Pre-bid: Varied conversation topics, generally positive
Prior to announcing his intention to buy Twitter, conversations about the billionaire unsurprisingly focused on his public pronouncements, other business areas and SpaceX. Before his big bid announcement, tweets about him featured words relating to space 2.6x more, discussed his tax arrangements 3.9x more and highlighted his comments about the use of fossil fuels and oil 3.7x more often.
While it’s interesting to analyze what people talk about, it’s how they say what they say that’s most revealing. At this point in time, tweeters were more likely to exhibit positivity towards Elon Musk. They used words related to ‘liking’ him 3.1x more, such as ‘love’, ‘fan’, ‘favorite’ and ‘admire’.
“Elon, you are a game changer and I love it 😀”

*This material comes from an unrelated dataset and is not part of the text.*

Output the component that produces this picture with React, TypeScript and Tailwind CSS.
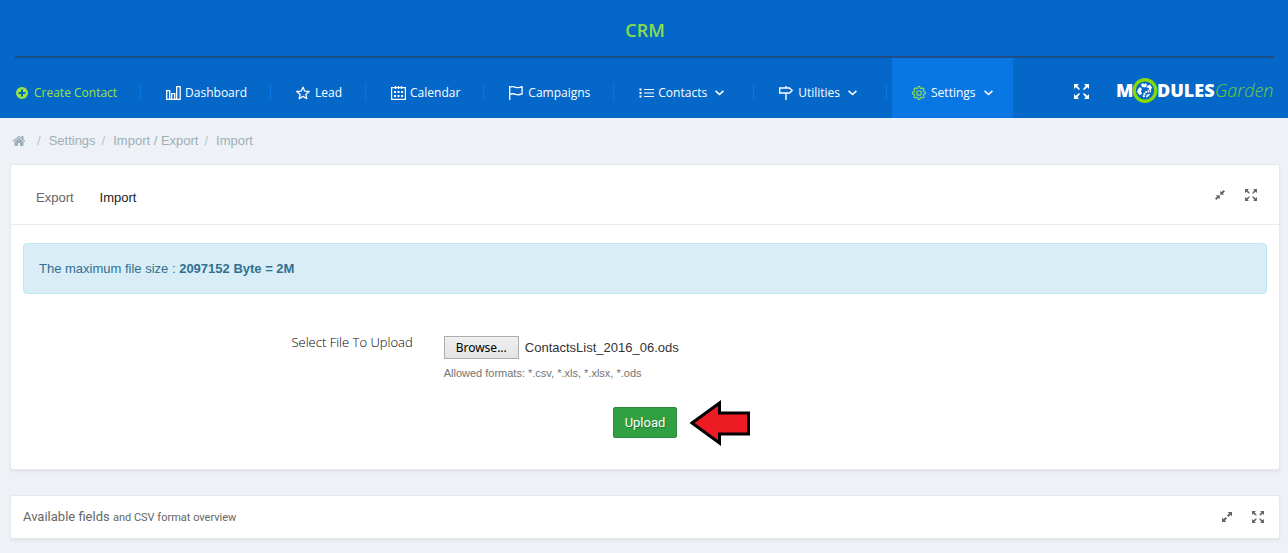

“I like that Musk takes time to interact with followers, supports, and fans. But I admire his work ethic and commitment to his life and work.“
During the bid: Disappointment and speculation
Tweeters exhibited words and emojis related to ‘disappointment’ 2.3x more during this period. This included everything from the 🙄, 😬, and 🤦 emojis, in addition to words such as ‘disappointed’, ‘unhappy’, ‘jaded’ and ‘lacklustre’. Some of this conversation focused on the size of the offer, and what else it could’ve gone towards. For example, words related to the topic of hunger appeared 2.8x more.
“Glad Elon Musk is tackling important problems like Twitter ownership when people are hungry and sick and illiterate. 🙄”

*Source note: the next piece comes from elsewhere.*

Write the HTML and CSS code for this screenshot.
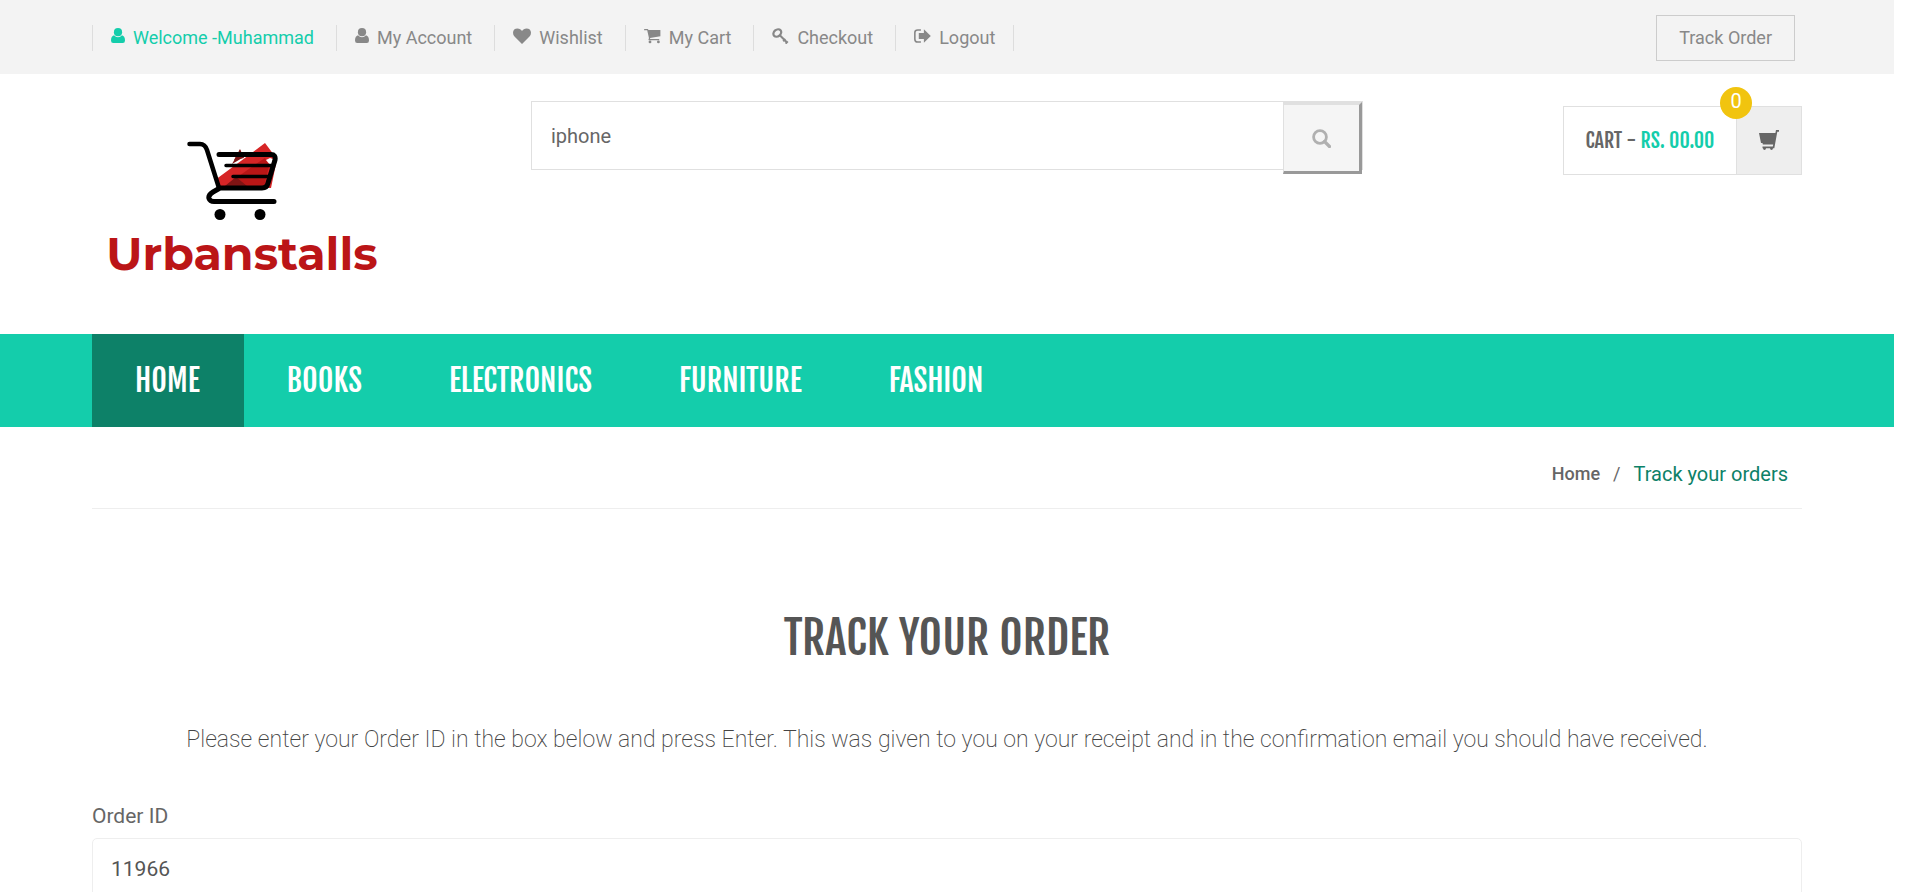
FILE: index.html
```html
<!DOCTYPE html>
<html lang="en">
<head>
<meta charset="utf-8">
<title>Track your orders - Urbanstalls</title>
<link rel="stylesheet" href="styles.css">
</head>
<body>
<svg class="defs" aria-hidden="true">
  <symbol id="user" viewBox="0 0 14 16"><circle cx="7" cy="4.2" r="4.1"/><path d="M3 7.2Q4.700 9.200 7 9.200T11 7.200Q14 8 14 12.500Q14 15 11.800 15H2.200Q0 15 0 12.500Q0 8 3 7.200Z"/></symbol>
  <symbol id="heart" viewBox="0 0 18 16"><path d="M9 16 1.500 8.600Q0 7 0 4.800C0 2 1.800.5 4.500.5 6.500.5 8 1.700 9 3 10 1.700 11.500.5 13.500.5 16.200.5 18 2 18 4.800Q18 7 16.500 8.600Z"/></symbol>
  <symbol id="cart" viewBox="0 0 17 16"><path d="M.6 1H3.600Q4.200 1 4.400 2H16.400V8.300L6 9.900 6.200 11H15.200V12.300H5Q4.300 12.300 4.500 11.300L5 10.200 3.200 2.300H.6Q0 2.300 0 1.700T.6 1Z"/><circle cx="6" cy="13.900" r="1.400"/><circle cx="14.400" cy="13.900" r="1.400"/></symbol>
  <symbol id="key" viewBox="0 0 17 16"><g fill="none" stroke="currentColor" stroke-width="2.300"><ellipse cx="5.300" cy="5" rx="4.200" ry="3.300" transform="rotate(-40 5.300 5)"/><path d="M7.800 7.300 15.300 14.800M11.200 13.200 13.400 11M13.600 15.600 15.800 13.400" stroke-width="2"/></g></symbol>
  <symbol id="logout" viewBox="0 0 16 15"><path d="M6.500 1.800H3.500Q.8 1.800.8 4.300V10.500Q.8 13.200 3.500 13.200H6.500" fill="none" stroke="currentColor" stroke-width="1.500"/><path d="M9.300 1.200 15.800 7.500 9.300 13.800V10.300H4.500V4.700H9.300Z"/></symbol>
  <symbol id="search" viewBox="0 0 19 19"><circle cx="8" cy="8" r="6.400" fill="none" stroke="currentColor" stroke-width="2.800"/><path d="m12.500 12.500 5 5" stroke="currentColor" stroke-width="3.200" stroke-linecap="round"/></symbol>
  <symbol id="basket" viewBox="0 0 20 20"><path d="M17 0H20V1.700H18.300L15.300 18.200H3.500V16.500H13.800L14.200 14.500H3.800L3.500 13H2L0 3H16.400Z"/><circle cx="5.500" cy="18.600" r="1.400"/><circle cx="12.500" cy="18.600" r="1.400"/></symbol>
</svg>

<header>
  <div class="topbar"><div class="container topbar-row">
    <nav aria-label="Account"><ul class="account">
      <li class="welcome"><a href="#"><svg width="14" height="16"><use href="#user"/></svg>Welcome -Muhammad</a></li>
      <li><a href="#"><svg width="14" height="16"><use href="#user"/></svg>My Account</a></li>
      <li><a href="#"><svg width="18" height="16"><use href="#heart"/></svg>Wishlist</a></li>
      <li><a href="#"><svg width="17" height="16"><use href="#cart"/></svg>My Cart</a></li>
      <li><a href="#"><svg width="17" height="16"><use href="#key"/></svg>Checkout</a></li>
      <li><a href="#"><svg width="17" height="16"><use href="#logout"/></svg>Logout</a></li>
    </ul></nav>
    <a class="track" href="#">Track Order</a>
  </div></div>

  <div class="container masthead">
    <a class="logo" href="#">
      <svg width="92" height="82" viewBox="0 0 92 82" aria-hidden="true">
        <path d="M28 40 62 15 78 3 90 19 84 48H32Z" fill="#d62526"/>
        <path d="m38 46 28-20 12-8 4 8-5 21H38Z" fill="#b91616"/>
        <path d="m45 24 8-14 4 7ZM38 46l11-9 11 9Z" fill="#7f1414"/>
        <path d="M28 13H47L53 9 62 14V10L40 6ZM83 18 86 19 84 26 79 20Z" fill="#fff"/>
        <path d="m47 20 6-11 4 9Z" fill="#7f1414"/>
        <path d="M2.500 4H13Q18 4 20 10L32 48" fill="none" stroke="#000" stroke-width="4.500" stroke-linecap="round"/>
        <path d="M32 14.500H84Q89 14.500 88 20L81 43Q80 48 75 48H33L26 52Q21 55 22 58.500 23 61.500 27 61.500H87" fill="none" stroke="#000" stroke-width="5" stroke-linecap="round" stroke-linejoin="round"/>
        <path d="M39 25.500H84M46 36.500H82" stroke="#000" stroke-width="3.500" stroke-linecap="round"/>
        <g fill="#000"><circle cx="33" cy="74.500" r="5.500"/><circle cx="73" cy="74.500" r="5.500"/></g>
      </svg>
      <span>Urbanstalls</span>
    </a>
    <form class="search" role="search">
      <input type="text" aria-label="Search" value="iphone">
      <button type="button" aria-label="Search"><svg width="19" height="19"><use href="#search"/></svg></button>
    </form>
    <button class="cart" type="button">
      <span class="total">CART - <b>RS. 00.00</b></span>
      <span class="cart-icon"><svg width="20" height="20"><use href="#basket"/></svg><span class="count">0</span></span>
    </button>
  </div>

  <nav class="mainnav" aria-label="Main"><div class="container"><ul>
    <li><a class="active" href="#">HOME</a></li>
    <li><a href="#">BOOKS</a></li>
    <li><a href="#">ELECTRONICS</a></li>
    <li><a href="#">FURNITURE</a></li>
    <li><a href="#">FASHION</a></li>
  </ul></div></nav>
</header>

<main class="container">
  <ol class="breadcrumb"><li><a href="#">Home</a></li><li>/</li><li class="here">Track your orders</li></ol>
  <h1>TRACK YOUR ORDER</h1>
  <p class="lead">Please enter your Order ID in the box below and press Enter. This was given to you on your receipt and in the confirmation email you should have received.</p>
  <form>
    <label for="order">Order ID</label>
    <input class="field" id="order" type="text" value="11966">
  </form>
</main>
</body>
</html>
```
FILE: styles.css
```css
* { box-sizing: border-box; }
html { overflow: hidden; }
body { margin: 0; padding-right: 26px; background: #fff; color: #666; font: 18px/26px Roboto, sans-serif; }
ul, ol { margin: 0; padding: 0; list-style: none; display: flex; }
a { color: inherit; text-decoration: none; }
svg { fill: currentColor; flex: none; }
.defs { display: none; }
.container { margin: 0 92px; }

.topbar { background: #f3f3f3; color: #888; }
.topbar-row { display: flex; justify-content: space-between; align-items: center; height: 74px; padding: 2px 7px 0 0; }
.account { border-left: 1px solid #ddd; }
.account li { padding: 0 22px 0 18px; border-right: 1px solid #ddd; }
.account li:last-child { padding-right: 18px; }
.account a { display: flex; gap: 8px; }
.account svg { margin-top: 3px; }
.welcome { color: #14cdab; }
.track { padding: 9px 22px; border: 1px solid #ccc; }

.masthead { display: grid; grid-template-columns: 439fr 832fr 200fr 239px; align-items: start; height: 260px; }
.logo { display: flex; flex-direction: column; width: 300px; padding-top: 66px; align-items: center; color: #bb1517; font: bold 46px/56px Montserrat, Inter, sans-serif; }
.logo svg { margin-right: 18px; }
.logo span { margin-top: 4px; }
.search { display: flex; height: 69px; margin-top: 27px; border: 1px solid #e0e0e0; }
.search input { flex: 1; min-width: 0; padding: 0 19px; border: 0; color: #666; font: 20px Roboto, sans-serif; }
.search button { width: 79px; height: 72px; padding: 0; border: 3px solid #e0e0e0; border-left-width: 1px; border-right-color: #999; border-bottom-color: #999; background: #f5f5f5; color: #b0b0b0; }
.search button svg { vertical-align: middle; }
.cart { grid-column: 4; display: flex; height: 69px; margin-top: 32px; padding: 0; border: 1px solid #e0e0e0; background: #fff; color: #666; font: 20px/67px "Fjalla One", "Liberation Sans Narrow", sans-serif; }
.total { flex: 1; white-space: nowrap; }
.total b { color: #14cdab; font-weight: 400; }
.cart-icon { position: relative; display: flex; width: 65px; height: 67px; padding-bottom: 2px; align-items: center; justify-content: center; border-left: 1px solid #e0e0e0; background: #eee; }
.count { position: absolute; top: -20px; left: -17px; width: 32px; height: 32px; border-radius: 50%; background: #f1c40f; color: #fff; font: 20px/28px Roboto, sans-serif; }

.mainnav { background: #14cdab; color: #fff; font: 30px/93px "Fjalla One", "Liberation Sans Narrow", sans-serif; }
.mainnav a { display: block; padding: 0 44px 0 43px; }
.mainnav .active { background: #0d8168; }

.breadcrumb { justify-content: flex-end; gap: 13px; height: 82px; padding: 34px 14px 0 0; border-bottom: 1px solid #eee; }
.breadcrumb a { font-weight: 500; }
.here { color: #0d8168; font-size: 20px; }
h1 { margin: 93px 0 0; color: #555; font: 45px/72px "Fjalla One", "Liberation Sans Narrow", sans-serif; text-align: center; }
.lead { margin: 49px 0 44px; color: #444; font-size: 23px; font-weight: 200; line-height: 34px; text-align: center; }
label { display: block; margin-bottom: 7px; font-size: 21px; line-height: 30px; }
.field { display: block; width: 100%; height: 62px; padding: 0 18px; border: 1px solid #eee; border-radius: 5px; color: #555; font: 21px Roboto, sans-serif; }
```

However, as the saga progressed, some people were also unhappy that the billionaire attempted to renege on purchasing the platform. In addition, those opposed to the takeover warned others – who they identified as being Elon Musk ‘campers’ (the word appeared 3.6x more) – that they wouldn’t get what they wanted after the sale.
“I’m disappointed in Elon, because he could have accomplished so much more.“
“That’s arguable, considering the lackluster performance of “anything goes” / “free speech” social media companies like Gab and Telegram, which by all accounts is what Musk was clamoring for.“
Twitter changes spark a range of emotions
After Elon Musk completed his acquisition, everyone on the platform had (and expressed) their opinion on changes made to Twitter. While conversations focused on Twitter Blue, mass layoffs and other hallmarks of his reign, people discussing the saga also displayed differing emotions within their discussions.
Tweeters opposed to the changes expressed sadness. They were 4.2x more likely to use words illustrating this emotion, such as ‘sorry’, ‘upset’ and ‘shame’ – relating both to changes within the platform and for the fate of workers who were laid off.
“I think Musk made these comments in a Twitter space interview a couple weeks back. Makes me sad that many people won’t have the opportunity to use Twitter as a free networking tool as I did for years.“
“Basically, you’re trying to protect your investment of time and work. Unfortunately, Elon is burning this thing down to the ground. I’m sorry.“
Those on the other side of the divide displayed confidence in Musk, using words related to this feeling 2.3x more. This incorporated words like ‘assured’ and ‘confident’, however, the most prominent term was use of the word ‘trust’. This group of tweeters trust Elon Musk to remake the platform into something they’d enjoy using more.
“I trust Elon more than I trust our entire government.“
“Elon hasn’t failed at much, hence his ability to afford Twitter. I don’t love him nor hate him, but I am confident the platform is viable and that he will make it profitable.“
Emotional analysis applicable to brands
By looking at tweeters emotions with text sentiment analysis – not just at what they say, but how they say it – we’ve been able to chart sentiment towards Elon Musk through the Twitter purchase process in much more detail than simply suggesting whether tweets are positive, negative or neutral. We’ve uncovered that people have gone from admiration to disappointment through the takeover process, eventually exhibiting confidence and trust versus sadness as Elon Musk continues his Twitter revolution.
While this text sentiment analysis has focused on tweeters’ evolving views about one man, the same methodology can be applied across a range of unstructured data sources for a variety of purposes.
Brands target consumers’ emotional and rational thinking when selling products. However, it’s traditionally been very difficult to collect and analyze emotional engagement in enough detail and at the requisite scale to offer complete confidence. Text analytics increases brands’ certainty about consumer emotion and sentiment. This understanding will allow them to communicate with consumers with greater emotional resonance.